What these companies don’t do is help the providers in the marketplace actually stand out. They don’t make the products seem valuable. There may be a short description. There may be a free sample of the dataset – who knows when it’s from. But there is no easy way to find data in the marketplace, nor a compelling reason to buy.

Much like the internet at large, if data providers want to build a brand, they need to control their own message. And so, if their products are only listed in a crowded marketplace, it’s very unlikely that those products will stand out. It’s very unlikely that buyers will know what their data means, or why it’s valuable. They will still in all likelihood end up back on the company’s website, clicking “Book a Demo” and talking to the salesperson to figure out what’s really going on.

Much like Shopify offers brick and mortar retailers the tools to easily build an online store, we offer DaaS companies the tools to easily build their online data shop. Customers can search and filter within the actual dataset to see if the data has what they need (there is even a “match” feature for stock tickers, town names, brands, etc. to see if the dataset contains what you’re really interested in). They can get an instant price quote based on their search criteria, and they can checkout and get the data immediately by zip file. What’s more, their search is saved, so they can come back to get a refreshed copy of the data again when they need it, or subscribe for automatic updates.

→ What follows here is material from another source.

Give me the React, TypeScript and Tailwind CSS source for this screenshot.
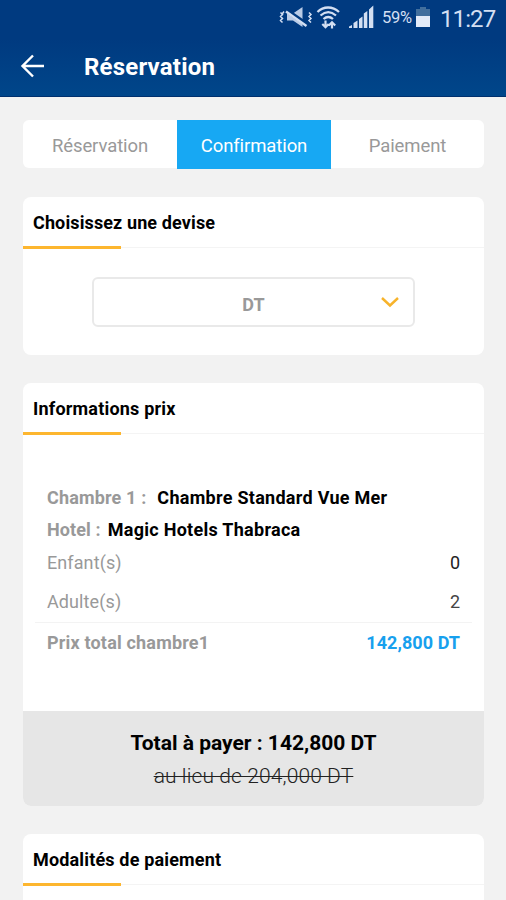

Sellers get analytics on what data buyers are searching for within their data storefront. They get lead capture from buyers who aren’t yet ready to check out but who are interested and want to know more. They get order management, with customer names, the data they bought, and the price they paid all in one place. And most importantly, they get control over the messaging around their product – what makes this data special? Why should you buy it? What is it worth?